%%

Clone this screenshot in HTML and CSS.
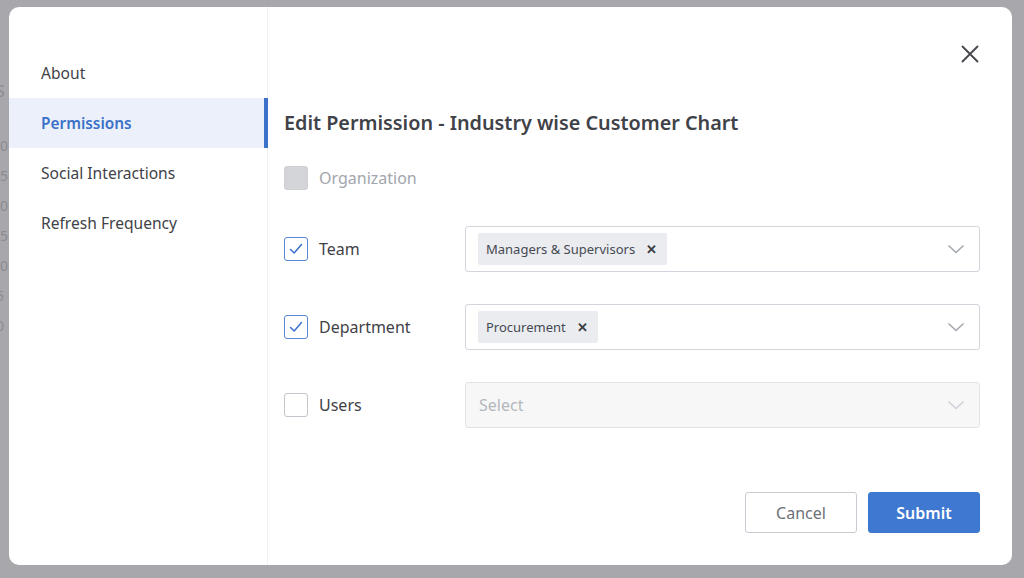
FILE: index.html
```html
<!DOCTYPE html>
<html lang="en">
<head>
<meta charset="utf-8">
<title>Edit Permission</title>
<link rel="stylesheet" href="styles.css">
</head>
<body>
<div class="backdrop">
  <span class="axis axis-s">S</span>
  <div class="axis-labels">
    <span>30</span><span>25</span><span>20</span><span>15</span><span>10</span><span class="one">5</span><span class="one">0</span>
  </div>
</div>
<div class="modal">
  <aside class="sidebar">
    <nav class="nav">
      <a class="nav-item">About</a>
      <a class="nav-item active">Permissions</a>
      <a class="nav-item">Social Interactions</a>
      <a class="nav-item">Refresh Frequency</a>
    </nav>
  </aside>
  <main class="content">
    <div class="header">
      <button class="close" aria-label="Close">
        <svg width="18" height="18" viewBox="0 0 18 18"><path d="M1.5 1.5 L16.5 16.5 M16.5 1.5 L1.5 16.5" stroke="#47494e" stroke-width="1.9" stroke-linecap="round" fill="none"/></svg>
      </button>
    </div>
    <h1 class="title">Edit Permission - Industry wise Customer Chart</h1>
    <div class="form">
      <label class="check-row disabled">
        <span class="box"></span>
        <span class="label">Organization</span>
      </label>
      <div class="spacer"></div>

      <label class="check-row">
        <span class="box checked"><svg width="16" height="16" viewBox="0 0 16 16"><path d="M2.5 8.5 L6.2 12 L13.5 3.5" stroke="#3f75d0" stroke-width="1.6" fill="none" stroke-linecap="round" stroke-linejoin="round"/></svg></span>
        <span class="label">Team</span>
      </label>
      <div class="select">
        <span class="chip">Managers &amp; Supervisors <b class="chip-x">✕</b></span>
        <svg class="chev" width="18" height="10" viewBox="0 0 18 10"><path d="M2 2 L9 8.5 L16 2" stroke="#a6a9b0" stroke-width="1.7" fill="none" stroke-linecap="round" stroke-linejoin="round"/></svg>
      </div>

      <label class="check-row">
        <span class="box checked"><svg width="16" height="16" viewBox="0 0 16 16"><path d="M2.5 8.5 L6.2 12 L13.5 3.5" stroke="#3f75d0" stroke-width="1.6" fill="none" stroke-linecap="round" stroke-linejoin="round"/></svg></span>
        <span class="label">Department</span>
      </label>
      <div class="select">
        <span class="chip">Procurement <b class="chip-x">✕</b></span>
        <svg class="chev" width="18" height="10" viewBox="0 0 18 10"><path d="M2 2 L9 8.5 L16 2" stroke="#a6a9b0" stroke-width="1.7" fill="none" stroke-linecap="round" stroke-linejoin="round"/></svg>
      </div>

      <label class="check-row">
        <span class="box"></span>
        <span class="label">Users</span>
      </label>
      <div class="select empty">
        <span class="placeholder">Select</span>
        <svg class="chev" width="18" height="10" viewBox="0 0 18 10"><path d="M2 2 L9 8.5 L16 2" stroke="#d0d2d7" stroke-width="1.7" fill="none" stroke-linecap="round" stroke-linejoin="round"/></svg>
      </div>
    </div>
    <div class="footer">
      <button class="btn btn-cancel">Cancel</button>
      <button class="btn btn-submit">Submit</button>
    </div>
  </main>
</div>
</body>
</html>
```
FILE: styles.css
```css
* { box-sizing: border-box; }
html, body { margin: 0; height: 100%; }
body {
  background: #a8a8ac;
  font-family: "Noto Sans", "Open Sans", sans-serif;
  color: #3f4248;
  padding: 7px 12px 13px 9px;
  position: relative;
  overflow: hidden;
}
.backdrop { position: absolute; left: 0; top: 0; width: 20px; height: 100%; color: #8b8c91; font-size: 14px; }
.axis-s { position: absolute; left: -4px; top: 80px; font-size: 16px; }
.axis-labels { position: absolute; left: -8px; top: 136px; display: flex; flex-direction: column; gap: 11px; line-height: 19px; }
.axis-labels .one { padding-left: 4px; }

.modal {
  position: relative;
  height: 558px;
  background: #fff;
  border-radius: 10px;
  display: flex;
  overflow: hidden;
}
.sidebar {
  width: 259px;
  border-right: 1px solid #eef0f3;
  padding-top: 41px;
  flex: none;
}
.nav { display: flex; flex-direction: column; }
.nav-item {
  height: 50px;
  display: flex;
  align-items: center;
  padding-left: 32px;
  font-size: 15.6px;
  color: #3f4248;
  position: relative;
}
.nav-item.active {
  background: #ebf0fa;
  color: #3b71c9;
  font-weight: 600;
  font-size: 15.4px;
}
.nav-item.active::after {
  content: "";
  position: absolute;
  right: -1px; top: 0; bottom: 0;
  width: 4px;
  background: #3b71c9;
}
.content {
  flex: 1;
  display: flex;
  flex-direction: column;
  padding: 0 32px 32px 16px;
}
.header { display: flex; justify-content: flex-end; padding-top: 38px; }
.close {
  width: 18px; height: 18px; padding: 0; border: 0; background: none; display: block; margin-right: 1px;
}
.close svg { display: block; }
.title {
  margin: 46px 0 0;
  font-size: 19.8px;
  line-height: 28px;
  font-weight: 600;
  color: #3f4248;
}
.form {
  margin-top: 29px;
  display: grid;
  grid-template-columns: 181px 1fr;
  row-gap: 32px;
  align-items: center;
}
.form .check-row.disabled { margin-bottom: 4px; }
.check-row { display: flex; align-items: center; gap: 11px; }
.box {
  width: 24px; height: 24px;
  border: 1px solid #c2c5cc;
  border-radius: 3px;
  display: flex; align-items: center; justify-content: center;
  flex: none;
}
.box.checked { border-color: #5b87d6; }
.disabled .box { background: #d4d5d9; border-color: #cfd0d4; }
.label { font-size: 16px; color: #3f4248; }
.disabled .label { color: #a3a6ad; }
.select {
  height: 46px;
  border: 1px solid #d2d5db;
  border-radius: 3px;
  display: flex;
  align-items: center;
  padding: 0 14px 0 12px;
  background: #fff;
}
.select.empty { background: #f7f7f8; border-color: #e1e3e7; }
.chip {
  height: 32px;
  background: #ebecf0;
  border-radius: 2px;
  display: inline-flex;
  align-items: center;
  padding: 0 10px 0 8px;
  font-size: 13px;
  color: #454a52;
  gap: 11px;
}
.chip-x { font-size: 13px; font-weight: 700; color: #3a3d42; line-height: 1; }
.chev { margin-left: auto; }
.placeholder { font-size: 16px; color: #b4b7bd; margin-left: 1px; }
.footer {
  margin-top: auto;
  display: flex;
  justify-content: flex-end;
  gap: 11px;
}
.btn {
  width: 112px; height: 41px;
  border-radius: 3px;
  font-family: inherit;
  font-size: 16px;
}
.btn-cancel { background: #fff; border: 1px solid #c8cbd1; color: #6d7178; }
.btn-submit { background: #3f78d0; border: 1px solid #3f78d0; color: #fff; font-weight: 600; }
```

%%

### Task to carry out
Write out the material above once more, exactly as it reads, with no pictures.

### The answer
Clone this screenshot in HTML and CSS.
FILE: index.html
```html
<!DOCTYPE html>
<html lang="en">
<head>
<meta charset="utf-8">
<title>Edit Permission</title>
<link rel="stylesheet" href="styles.css">
</head>
<body>
<div class="backdrop">
  <span class="axis axis-s">S</span>
  <div class="axis-labels">
    <span>30</span><span>25</span><span>20</span><span>15</span><span>10</span><span class="one">5</span><span class="one">0</span>
  </div>
</div>
<div class="modal">
  <aside class="sidebar">
    <nav class="nav">
      <a class="nav-item">About</a>
      <a class="nav-item active">Permissions</a>
      <a class="nav-item">Social Interactions</a>
      <a class="nav-item">Refresh Frequency</a>
    </nav>
  </aside>
  <main class="content">
    <div class="header">
      <button class="close" aria-label="Close">
        <svg width="18" height="18" viewBox="0 0 18 18"><path d="M1.5 1.5 L16.5 16.5 M16.5 1.5 L1.5 16.5" stroke="#47494e" stroke-width="1.9" stroke-linecap="round" fill="none"/></svg>
      </button>
    </div>
    <h1 class="title">Edit Permission - Industry wise Customer Chart</h1>
    <div class="form">
      <label class="check-row disabled">
        <span class="box"></span>
        <span class="label">Organization</span>
      </label>
      <div class="spacer"></div>

      <label class="check-row">
        <span class="box checked"><svg width="16" height="16" viewBox="0 0 16 16"><path d="M2.5 8.5 L6.2 12 L13.5 3.5" stroke="#3f75d0" stroke-width="1.6" fill="none" stroke-linecap="round" stroke-linejoin="round"/></svg></span>
        <span class="label">Team</span>
      </label>
      <div class="select">
        <span class="chip">Managers &amp; Supervisors <b class="chip-x">✕</b></span>
        <svg class="chev" width="18" height="10" viewBox="0 0 18 10"><path d="M2 2 L9 8.5 L16 2" stroke="#a6a9b0" stroke-width="1.7" fill="none" stroke-linecap="round" stroke-linejoin="round"/></svg>
      </div>

      <label class="check-row">
        <span class="box checked"><svg width="16" height="16" viewBox="0 0 16 16"><path d="M2.5 8.5 L6.2 12 L13.5 3.5" stroke="#3f75d0" stroke-width="1.6" fill="none" stroke-linecap="round" stroke-linejoin="round"/></svg></span>
        <span class="label">Department</span>
      </label>
      <div class="select">
        <span class="chip">Procurement <b class="chip-x">✕</b></span>
        <svg class="chev" width="18" height="10" viewBox="0 0 18 10"><path d="M2 2 L9 8.5 L16 2" stroke="#a6a9b0" stroke-width="1.7" fill="none" stroke-linecap="round" stroke-linejoin="round"/></svg>
      </div>

      <label class="check-row">
        <span class="box"></span>
        <span class="label">Users</span>
      </label>
      <div class="select empty">
        <span class="placeholder">Select</span>
        <svg class="chev" width="18" height="10" viewBox="0 0 18 10"><path d="M2 2 L9 8.5 L16 2" stroke="#d0d2d7" stroke-width="1.7" fill="none" stroke-linecap="round" stroke-linejoin="round"/></svg>
      </div>
    </div>
    <div class="footer">
      <button class="btn btn-cancel">Cancel</button>
      <button class="btn btn-submit">Submit</button>
    </div>
  </main>
</div>
</body>
</html>
```
FILE: styles.css
```css
* { box-sizing: border-box; }
html, body { margin: 0; height: 100%; }
body {
  background: #a8a8ac;
  font-family: "Noto Sans", "Open Sans", sans-serif;
  color: #3f4248;
  padding: 7px 12px 13px 9px;
  position: relative;
  overflow: hidden;
}
.backdrop { position: absolute; left: 0; top: 0; width: 20px; height: 100%; color: #8b8c91; font-size: 14px; }
.axis-s { position: absolute; left: -4px; top: 80px; font-size: 16px; }
.axis-labels { position: absolute; left: -8px; top: 136px; display: flex; flex-direction: column; gap: 11px; line-height: 19px; }
.axis-labels .one { padding-left: 4px; }

.modal {
  position: relative;
  height: 558px;
  background: #fff;
  border-radius: 10px;
  display: flex;
  overflow: hidden;
}
.sidebar {
  width: 259px;
  border-right: 1px solid #eef0f3;
  padding-top: 41px;
  flex: none;
}
.nav { display: flex; flex-direction: column; }
.nav-item {
  height: 50px;
  display: flex;
  align-items: center;
  padding-left: 32px;
  font-size: 15.6px;
  color: #3f4248;
  position: relative;
}
.nav-item.active {
  background: #ebf0fa;
  color: #3b71c9;
  font-weight: 600;
  font-size: 15.4px;
}
.nav-item.active::after {
  content: "";
  position: absolute;
  right: -1px; top: 0; bottom: 0;
  width: 4px;
  background: #3b71c9;
}
.content {
  flex: 1;
  display: flex;
  flex-direction: column;
  padding: 0 32px 32px 16px;
}
.header { display: flex; justify-content: flex-end; padding-top: 38px; }
.close {
  width: 18px; height: 18px; padding: 0; border: 0; background: none; display: block; margin-right: 1px;
}
.close svg { display: block; }
.title {
  margin: 46px 0 0;
  font-size: 19.8px;
  line-height: 28px;
  font-weight: 600;
  color: #3f4248;
}
.form {
  margin-top: 29px;
  display: grid;
  grid-template-columns: 181px 1fr;
  row-gap: 32px;
  align-items: center;
}
.form .check-row.disabled { margin-bottom: 4px; }
.check-row { display: flex; align-items: center; gap: 11px; }
.box {
  width: 24px; height: 24px;
  border: 1px solid #c2c5cc;
  border-radius: 3px;
  display: flex; align-items: center; justify-content: center;
  flex: none;
}
.box.checked { border-color: #5b87d6; }
.disabled .box { background: #d4d5d9; border-color: #cfd0d4; }
.label { font-size: 16px; color: #3f4248; }
.disabled .label { color: #a3a6ad; }
.select {
  height: 46px;
  border: 1px solid #d2d5db;
  border-radius: 3px;
  display: flex;
  align-items: center;
  padding: 0 14px 0 12px;
  background: #fff;
}
.select.empty { background: #f7f7f8; border-color: #e1e3e7; }
.chip {
  height: 32px;
  background: #ebecf0;
  border-radius: 2px;
  display: inline-flex;
  align-items: center;
  padding: 0 10px 0 8px;
  font-size: 13px;
  color: #454a52;
  gap: 11px;
}
.chip-x { font-size: 13px; font-weight: 700; color: #3a3d42; line-height: 1; }
.chev { margin-left: auto; }
.placeholder { font-size: 16px; color: #b4b7bd; margin-left: 1px; }
.footer {
  margin-top: auto;
  display: flex;
  justify-content: flex-end;
  gap: 11px;
}
.btn {
  width: 112px; height: 41px;
  border-radius: 3px;
  font-family: inherit;
  font-size: 16px;
}
.btn-cancel { background: #fff; border: 1px solid #c8cbd1; color: #6d7178; }
.btn-submit { background: #3f78d0; border: 1px solid #3f78d0; color: #fff; font-weight: 600; }
```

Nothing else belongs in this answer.